Within two weeks of the Inauguration, the hysterical hyperventilators have come to seem more prescient in their fear of incipient autocratic fanaticism than the reassuring pooh-poohers. There’s a simple reason for this: the hyperventilators often read history. Regimes with an authoritarian ideology and a boss man on top always bend toward the extreme edge, because their only organisational principle is loyalty to the capo. Since the capo can be placated only by uncritical praise, the most fanatic of his lieutenants end up calling the shots. Loyalty to the boss is demonstrated by hatred directed against his enemies.
Yet what perhaps no one could have entirely predicted was the special cocktail of oafish incompetence and radical anti-Americanism that President Trump’s Administration has brought. This combination has produced a new note in our public life: chaotic cruelty. The immigration crisis may abate, but it has already shown the power of government to act arbitrarily overnight – sundering families, upending long-set expectations, until all those born as outsiders must imagine themselves here only on sufferance of a senior White House counsellor.
Some choose to find comfort in the belief that the incompetence will undermine the anti-Americanism. Don’t bet on it. Autocratic regimes with a demagogic bent are nearly always inefficient, because they cannot create and extend the network of delegated trust that is essential to making any organisation work smoothly. The chaos is characteristic. Whether by instinct or by intention, it benefits the regime, whose goal is to create an overwhelming feeling of shared helplessness in the population at large: we will detain you and take away your green card – or, no, now we won’t take away your green card, but we will hold you here, and we may let you go, or we may not.
This is radical anti-Americanism – not simply illiberalism or anti- cosmopolitanism – because America is not only a nation but also an idea, cleanly if not tightly defined. Pluralism is not a secondary or a decorative aspect of that idea. As James Madison wrote in Federalist No. 51, the guarantee of religious liberty lies in having many kinds of faiths, and the guarantee of civil liberty lies in having many kinds of people – in establishing a ‘multiplicity of interests’ to go along with a ‘multiplicity of sects’. The idea doesn’t reflect a ‘weak’ desire for niceness. It is, instead, intended to counter the brutal logic of the playground. When there are many kinds of bullied kids, they can unite against the bully: ‘Even the stronger individuals are prompted, by the uncertainty of their condition, to submit to a government which may protect the weak as well as themselves.’

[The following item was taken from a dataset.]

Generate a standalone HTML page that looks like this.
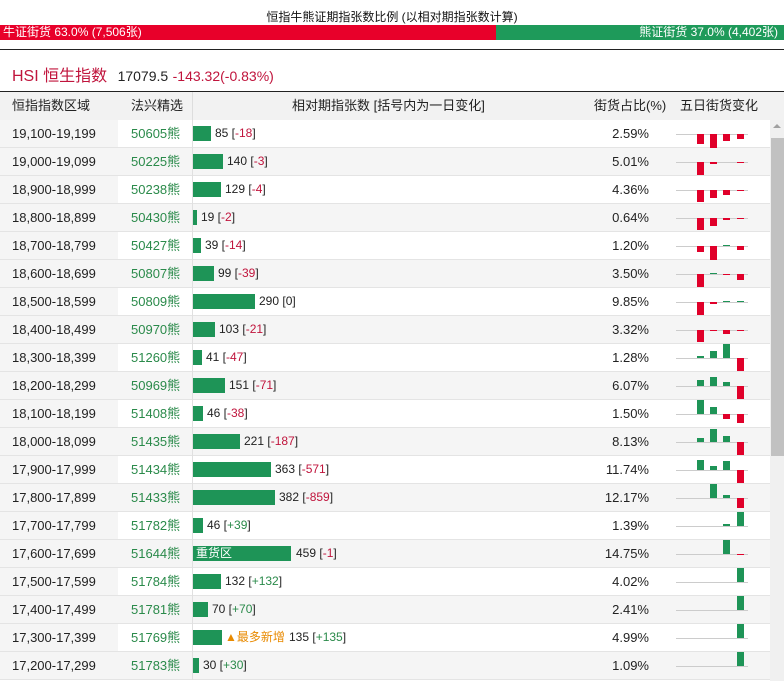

There is an alternative view, one long available and articulated, that America is not an idea but an ethnicity, that of the white Christian men who have dominated it, granting a grudging or probationary acceptance to women, or blacks, or immigrants. This was the view of Huck Finn’s pap, as he drank himself to death; of General Custer, as he approached Little Big Horn; of Major General Pickett, as he led the charge at Gettysburg. Until now, it has been the vision of those whom Trump would call the losers.
The three figures Mr Gopnik referred to were losers – bad losers. With the Republicans bereft of decency, and the Democrats in disarray, it will be left to the press to carry the torch of civilisation in America. It is of course nearly insane that those who blather on here about western civilisation are the ones who stand up for Trump – but if you wish to be reminded of what fascism looks like, turn on Fox News. You may only last thirty seconds, as I did last night, when I was told that the American press had betrayed the first Amendment by declaring war on the President of the United States. I had just finished reading Nineteen Eighty-Four for the third time, and the horror slipped easily from fiction to fact. And the minions of the owner of Fox News want a licence here to offend and insult people on the ground of race.
The Executive Order was headed ‘Protection Of The Nation From Foreign Terrorist Entry Into The United States’. It is full of tendentious nonsense of a self–serving nature about 11 September 2001, the perpetrators of which came from Saudi Arabia, which is not on the banned list. The Ninth Circuit asked in vain for evidence that the banned nations were a source of terrorism. According to reports of findings by the Cato Institute referred to in our weekend press, there have not been any terror-related killings of Americans on U S soil committed by nationals of any of the seven countries in the Order since 1975. Since then, there have been three fatal terrorist attacks, all committed by Cubans – and unlikely to have been Muslims! The report I read said that the data showed that the prospects of dying in a terror attack at the hands of a refugee of any religion to be one in 3.64 billion. Gun violence leads to more than 13,000 deaths a year, excluding suicides. That rate is likely to go up under Trump because he is in the pocket of the gun lobby.
Geoffrey,
What’s your thoughts on Muslim immigration in general?
Does history show that it enhances western civilisation?
Do you believe in open borders and globalism?
Not small questions. Here goes. There are two problems – terrorism and assimilation. The first is a matter of policing. The second is harder. I wrote a piece ‘Why I fear Islam’ which was mainly on this point. I’m skeptical of claims about clashes of civilisation, but Muslims have a different attitude to the difference between Church and State. I think this problem can be dealt with. When I first went to Germany 50 years ago they were really worried about all their Turks. They have now settled in, and they are getting over the recent shock – Merkel is now back above 70% rating. I think an underlying fear is that Christianity is dying here – it doesn’t help when Christian Bros spend $1.5 million defending a pedophile with form – and that Islam will have the numbers. It’s a bit like the problem with German and Japanese cars – ours just aren’t good enough. Of course we have to control our border – what Europe does is a matter for it. Globalisation is to some extent inevitable – money goes where it works best. Trump may be able to force companies to manufacture in the U S. That is not a Republican idea; you can’t force people to buy the product; and the products will be dearer. This is really a matter for economists.
Going back to Muslim immigration, we have a big problem with people from East Africa, but I think there the issue is culture, not religion; and refugees who have fled a version of hell may take a long time to settle in.